On April 4, shock jock Don Imus called the Rutgers women’s basketball team "nappy-headed hos," and was soon fired. Last week the Washington Post noted:
Two weeks past its news expiration date, the debate seems to be gathering renewed strength. .. On Monday hip-hop mogul Russell Simmons, who just two weeks ago was arguing for the rights of rappers to express themselves as artists, did a seeming about-face and called for the voluntary banning of "bitch," "ho" and the N-word from the lexicon as "extreme curse words."
Monday we heard:
A panel discussion titled "Does Hip-Hop Hate Women?" drew more than 400 people indoors on a sunny day — a sign that the furor that erupted over Don Imus’ comments isn’t over yet. As Imus struggled in vain to keep his job earlier this month, he claimed that rappers routinely "defame and demean black women" and call them "worse names than I ever did." Some speakers criticized music executives … Others … said hip-hop shouldn’t be made a scapegoat for what’s wrong in America.
James Poniewozik asked the key question on Time‘s April 12 cover: "Who Can Say What?"
A few months ago, I interviewed [Sarah] Silverman, who argued that her material was not racist but about racism (and I agree). But she added something that surprised me, coming from her: "I’m not saying ‘I can say nigger because I’m liberal.’ There is a certain aspect of that that I’m starting to get grossed out by. ‘Oh, we’re not racist. We can say it.’" …
Of course, assessing Imus’ show is a subjective judgment, and setting these boundaries is as much an aesthetic call as a moral one. It’s arbitrary, nebulous and, yes, unfair. Who doesn’t have a list of artists or leaders whose sins they rationalize: Elvis Costello for calling Ray Charles a "blind, ignorant nigger," Eminem for peppering his lyrics with "faggot," Jesse Jackson for "Hymietown," D.W. Griffith for lionizing the Klan or T.S. Eliot for maligning Jews?
You might say that there’s no excuse and that I’m as big a hypocrite as Imus’ defenders for suggesting that there is one. Which may be true. That’s finally why "Where’s the line?" is a misleading question. There are as many lines as there are people. We draw and redraw them by constantly arguing them. This is how we avoid throwing out the brilliance of a Sacha Baron Cohen – who offends us to point out absurdities in our society, not just to make "idiot comments meant to be amusing" – with a shock jock’s dirty bathwater. It’s a draining, polarizing but necessary process.
That Post article also noted:
The question of hip-hop’s culpability in the Imus issue is one that some rap-industry figures appear reluctant to address. Label executives and radio programmers on both coasts repeatedly declined to comment for this article. …
"We can’t continue to embrace the ‘Do as I say, not as I do’ mind-set. It never works. . . . We need to turn the mirror back on ourselves and see if we’re participatory in our oppression," said Asha Camille Jennings, a New York University law student who three years ago, while a student at Spelman College, organized a protest against Nelly for his negative images of black women.

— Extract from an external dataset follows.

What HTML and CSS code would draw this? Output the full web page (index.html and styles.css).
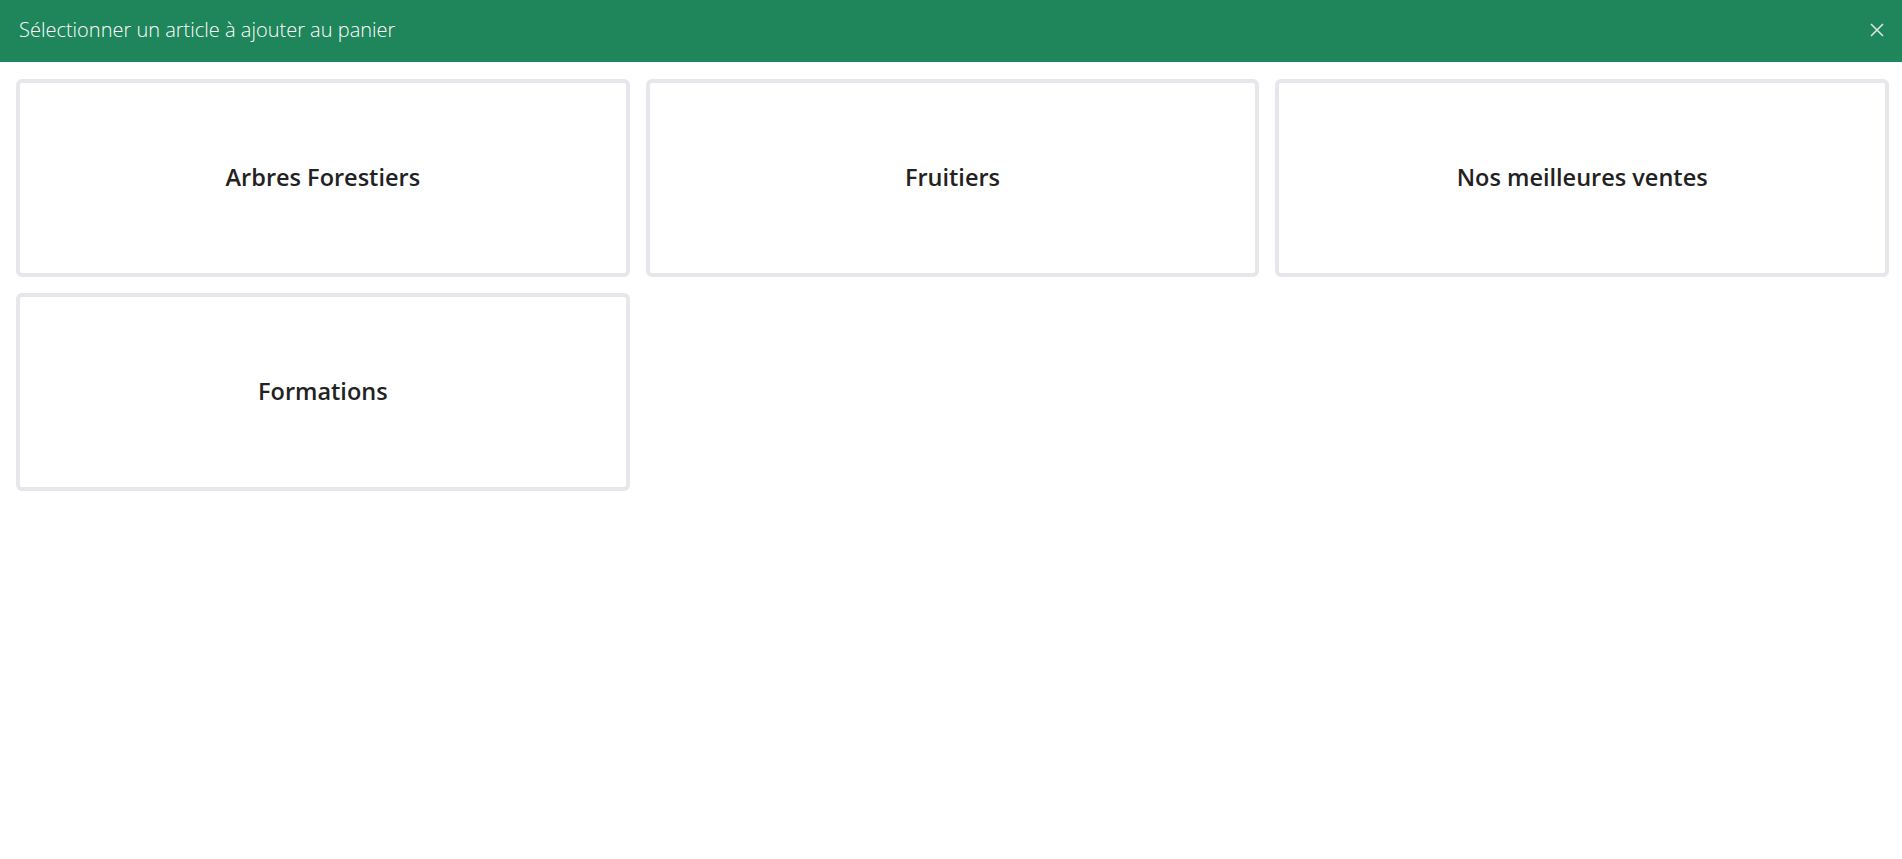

If our society is going to preserve a social norm against expressing negative racial or gender stereotypes, it just can’t be:
White male Republicans are presumed racists, and must never say anything remotely similar. Presumed Democrats, such as women, blacks, Jews, or those admired by a liberal media, are presumed to be neither racist nor sexist, and so can usually say something similar if it is "appropriate" irony, social commentary, or artistic expression.
To be accepted, a social norm must seem neutral to major social divisions, and to be reliably applied, it must be simple enough for most people to see clearly when it is violated. The norm above is neither. Hopefully we can evolve something better.
The standards for obscene words have changed. The Vice President told a Senator to "Go fuck yourself" and nothing much happened. Racial slurs are the new dirty words you can't say. Saying "nigger" is currently more likely to get you in trouble than saying any of Lenny Bruce's famous seven dirty words. Community standards are not what they were fifty years ago.
OK. You’ve helped me think clearer on this, but I still maintain some of what I previously wrote.
If we desire to change social norms, then we must change people’s judgements first. If a campaign against drunk driving alters judgements, then – yes – this can be an example of a change in social norms without interference on liberties.
I guess I entered a muddy area when trying to draw a distinction between individuals who are free to adjust their judgement based on their exposure to a campaign, the media, the scientific community etc, versus coerced individuals.
But you’re right: “Social norms aim for the masses, not the individual.” So, perhaps if an individual is coerced, this could possibly be an example of social norms at work.